Repeat, exactly and only, the lines from the beginning of the data through the line with "3, strokeLinejoin: 'miter'". Pictures are left out.

+++++

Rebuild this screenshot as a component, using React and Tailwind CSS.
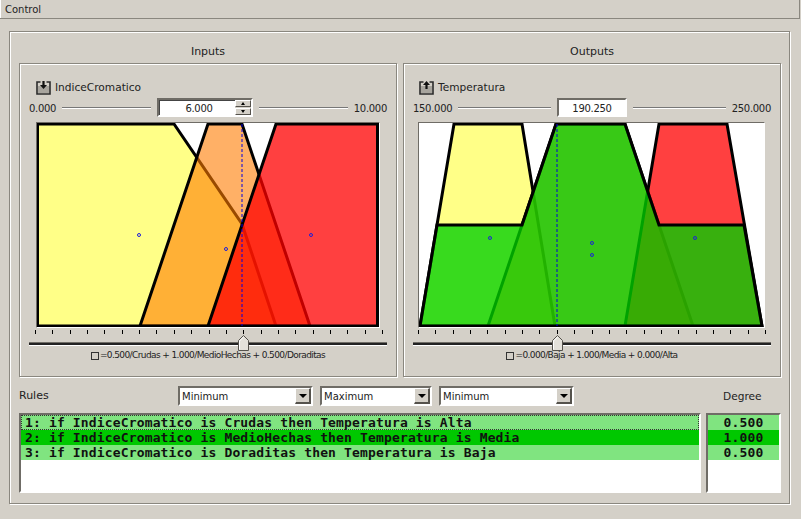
import React from 'react';

const LINE = { stroke: '#000', strokeWidth: 3, strokeLinejoin: 'miter' };

function Chart({ viewBox, width, shapes, cursor, dots }) {
  return (
    <svg viewBox={viewBox} width={width} height={206} className="block border border-[#6f6c66] border-r-white border-b-white bg-white">
      {shapes.map((s, i) => (
        <polygon key={i} points={s.points} fill={s.fill} fillOpacity={s.alpha} {...LINE} />
      ))}
      <line x1={cursor} y1="124" x2={cursor} y2="326" stroke="#0000e0" strokeWidth="1" strokeDasharray="3 2" />
      {dots.map((d, i) => (
        <circle key={i} cx={d[0]} cy={d[1]} r="1.5" fill="none" stroke="#2020d8" strokeWidth="1" />
      ))}
    </svg>
  );
}

function Ticks({ start, end }) {
  const marks = [];
  for (let i = 0; i <= 20; i++) marks.push(start + ((end - start) * i) / 20);
  return (
    <svg width={end - start + 1} height="4" className="block">
      {marks.map((m, i) => (
        <line key={i} x1={Math.round(m - start) + 0.5} y1="0" x2={Math.round(m - start) + 0.5} y2="4" stroke="#000" />
      ))}
    </svg>
  );
}

function Slider({ left }) {
  return (
    <div className="relative h-4 mx-[9px]">
      <div className="absolute left-0 right-0 top-[7px] h-[3px] border-t border-[#6f6c66] bg-[#222] shadow-[0_1px_0_#fff]" />
      <svg width="11" height="16" className="absolute top-0" style={{ left }}>
        <path d="M0.5 15.5V5.5L5.5 0.5L10.5 5.5V15.5Z" fill="#e4e1da" stroke="#55524c" />
        <path d="M1.5 14.5V6L5.5 2" fill="none" stroke="#fff" />
      </svg>
    </div>
  );
}

function TrayIcon({ up }) {
  return (
    <svg width="15" height="15" viewBox="0 0 15 15" className="block">
      <path d="M2 6H13V13H2Z" fill="#a8a59e" />
      <path d="M4.5 2H1V14H14V2H10.5" fill="none" stroke="#2b2b2b" strokeWidth="1.6" />
      {up ? (
        <path d="M7.5 1L11 5H8.6V9H6.4V5H4Z" fill="#111" />
      ) : (
        <path d="M6.4 1H8.6V5H11L7.5 9L4 5H6.4Z" fill="#111" />
      )}
    </svg>
  );
}

function Spinner({ value }) {
  return (
    <div className="flex w-[96px] h-[19px] border-2 border-[#6f6c66] border-r-white border-b-white bg-white shadow-[inset_1px_1px_0_#444]">
      <div className="flex-1 text-center text-[10px] tracking-[-0.3px] leading-[18px] text-[#222] pl-[4px]">{value}</div>
      <div className="w-[16px] flex flex-col bg-[#d4d0c8]">
        <div className="h-[8px] border border-[#55524c] border-t-white border-l-white flex items-center justify-center">
          <div className="w-0 h-0 border-x-[2px] border-x-transparent border-b-[3px] border-b-black" />
        </div>
        <div className="h-[8px] mt-px border border-[#55524c] border-t-white border-l-white flex items-center justify-center">
          <div className="w-0 h-0 border-x-[2px] border-x-transparent border-t-[3px] border-t-black" />
        </div>
      </div>
    </div>
  );
}

function Range({ min, max, children }) {
  return (
    <div className="flex items-center gap-[6px] px-[9px] h-[19px] text-[10px] tracking-[-0.3px] text-[#222]">
      <span className="pt-px">{min}</span>
      <div className="flex-1 h-[2px] border-t border-[#777] border-b border-b-white" />
      {children}
      <div className="flex-1 h-[2px] border-t border-[#777] border-b border-b-white" />
      <span className="pt-px">{max}</span>
    </div>
  );
}

function Variable({ up, name, range, center, chart, ticks, thumb, caption, chartPad, iconPad }) {
  return (
    <div className="flex-1 flex flex-col min-w-0">
      <div className="h-[31px] pt-[9px] flex items-center justify-center text-[11px] text-[#222]">{up ? 'Outputs' : 'Inputs'}</div>
      <div className="h-[314px] border border-[#8a877f] shadow-[inset_1px_1px_0_#fff,1px_1px_0_#fff] pt-[16px]">
        <div className={`flex items-center gap-[4px] h-[14px] text-[10.6px] text-[#222] ${iconPad}`}>
          <TrayIcon up={up} />
          <span className="pt-px">{name}</span>
        </div>
        <div className="mt-[4px]">
          <Range min={range[0]} max={range[1]}>{center}</Range>
        </div>
        <div className={`mt-[5px] ${chartPad}`}>{chart}</div>
        <div className={`mt-[2px] ${ticks.pad}`}><Ticks start={ticks.start} end={ticks.end} /></div>
        <div className="mt-px"><Slider left={thumb} /></div>
        <div className="flex items-center justify-center h-[14px] -mt-[2px] text-[9px] tracking-[-0.6px] text-[#222]">
          <span className="inline-block w-[8px] h-[8px] border border-[#333] mr-px" />
          {caption}
        </div>
      </div>
    </div>
  );
}

function Combo({ label, width }) {
  return (
    <div className={`flex items-center justify-between h-[20px] border-2 border-[#6f6c66] border-r-white border-b-white bg-white pl-[2px] text-[10px] text-[#222] ${width}`}>
      <span>{label}</span>
      <div className="w-[16px] h-[16px] bg-[#d4d0c8] border border-r-2 border-b-2 border-[#55524c] border-t-white border-l-white flex flex-col items-center justify-center">
        <div className="w-0 h-0 border-x-[4px] border-x-transparent border-t-[4px] border-t-black" />
      </div>
    </div>
  );
}

const RULES = [
  { text: '1: if IndiceCromatico is Crudas then Temperatura is Alta', degree: '0.500', on: false },
  { text: '2: if IndiceCromatico is MedioHechas then Temperatura is Media', degree: '1.000', on: true },
  { text: '3: if IndiceCromatico is Doraditas then Temperatura is Baja', degree: '0.500', on: false },
];

const rowColor = (on) => (on ? 'bg-[#00c800]' : 'bg-[#80e480]');

export default function App() {
  const inputShapes = [
    { points: '37.5,124 174,124 242,224 276,326 37.5,326', fill: '#ffff00', alpha: 0.47 },
    { points: '140,326 208,124 242,124 310,326', fill: '#ff7c00', alpha: 0.6 },
    { points: '208,326 276,124 377.5,124 377.5,326', fill: '#ff0000', alpha: 0.75 },
  ];
  const outputShapes = [
    { points: '420,326 454,124 522,124 555,326', fill: '#ffff00', alpha: 0.47 },
    { points: '488,326 556,124 625,124 693,326', fill: '#ff7c00', alpha: 0.6 },
    { points: '625,326 659,124 727,124 762,326', fill: '#ff0000', alpha: 0.75 },
    { points: '420,326 437,225 522,225 556,124 625,124 659,225 744,225 762,326', fill: '#00d000', alpha: 0.78 },
  ];

  return (
    <div className="w-[801px] h-[519px] bg-[#d4d0c8] font-['DejaVu_Sans',sans-serif] overflow-hidden">
      <div className="h-[19px] border-b border-r border-[#8a877f] mr-[1px] flex">
        <div className="pl-[4px] pr-[5px] border-l border-white text-[10px] leading-[18px] pt-px text-[#222]">Control</div>
      </div>
      <div className="ml-[9px] mr-[11px] mt-[12px] h-[473px] border border-[#8a877f] shadow-[inset_1px_1px_0_#fff,1px_1px_0_#fff] pl-[9px] pr-[8px]">
        <div className="flex gap-[6px]">
          <Variable
            name="IndiceCromatico"
            iconPad="pl-[16px]"
            chartPad="pl-[16px]"
            range={['0.000', '10.000']}
            center={<Spinner value="6.000" />}
            chart={<Chart viewBox="37 123 342 204" width={344} shapes={inputShapes} cursor={242} dots={[[139, 235], [226, 249], [311, 235]]} />}
            ticks={{ start: 35, end: 382, pad: 'pl-[15px]' }}
            thumb={209}
            caption="=0.500/Crudas + 1.000/MedioHechas + 0.500/Doraditas"
          />
          <Variable
            up
            name="Temperatura"
            iconPad="pl-[15px]"
            chartPad="pl-[14px]"
            range={['150.000', '250.000']}
            center={<div className="w-[70px] h-[19px] border-2 border-[#6f6c66] border-r-white border-b-white bg-white text-center text-[10px] leading-[17px] text-[#222]">190.250</div>}
            chart={<Chart viewBox="419 123 345 204" width={347} shapes={outputShapes} cursor={557} dots={[[490, 238], [592, 243], [592, 255], [695, 238]]} />}
            ticks={{ start: 418, end: 765, pad: 'pl-[14px]' }}
            thumb={139}
            caption="=0.000/Baja + 1.000/Media + 0.000/Alta"
          />
        </div>

        <div className="flex items-center h-[20px] mt-[9px] text-[11px] text-[#222]">
          <span className="w-[159px] pt-px">Rules</span>
          <div className="flex gap-[7px]">
            <Combo label="Minimum" width="w-[135px]" />
            <Combo label="Maximum" width="w-[112px]" />
            <Combo label="Minimum" width="w-[135px]" />
          </div>
          <span className="ml-[149px] pt-px text-[10.6px]">Degree</span>
        </div>

        <div className="flex gap-[5px] mt-[7px] font-['DejaVu_Sans_Mono',monospace] font-bold text-[13px] tracking-[0.15px] text-[#111]">
          <div className="w-[682px] h-[80px] border-2 border-[#6f6c66] border-r-white border-b-white bg-white">
            {RULES.map((r, i) => (
              <div key={i} className={`h-[15px] leading-[15px] pl-[4px] whitespace-nowrap ${rowColor(r.on)} ${i === 0 ? 'outline-1 outline-dotted -outline-offset-1 outline-[#333]' : ''}`}>{r.text}</div>
            ))}
          </div>
          <div className="w-[75px] h-[80px] border-2 border-[#6f6c66] border-r-white border-b-white bg-white">
            {RULES.map((r, i) => (
              <div key={i} className={`h-[15px] leading-[15px] text-center ${rowColor(r.on)}`}>{r.degree}</div>
            ))}
          </div>
        </div>
      </div>
    </div>
  );
}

+++++

**FINAL ANSWER**
Rebuild this screenshot as a component, using React and Tailwind CSS.
import React from 'react';

const LINE = { stroke: '#000', strokeWidth: 3, strokeLinejoin: 'miter' };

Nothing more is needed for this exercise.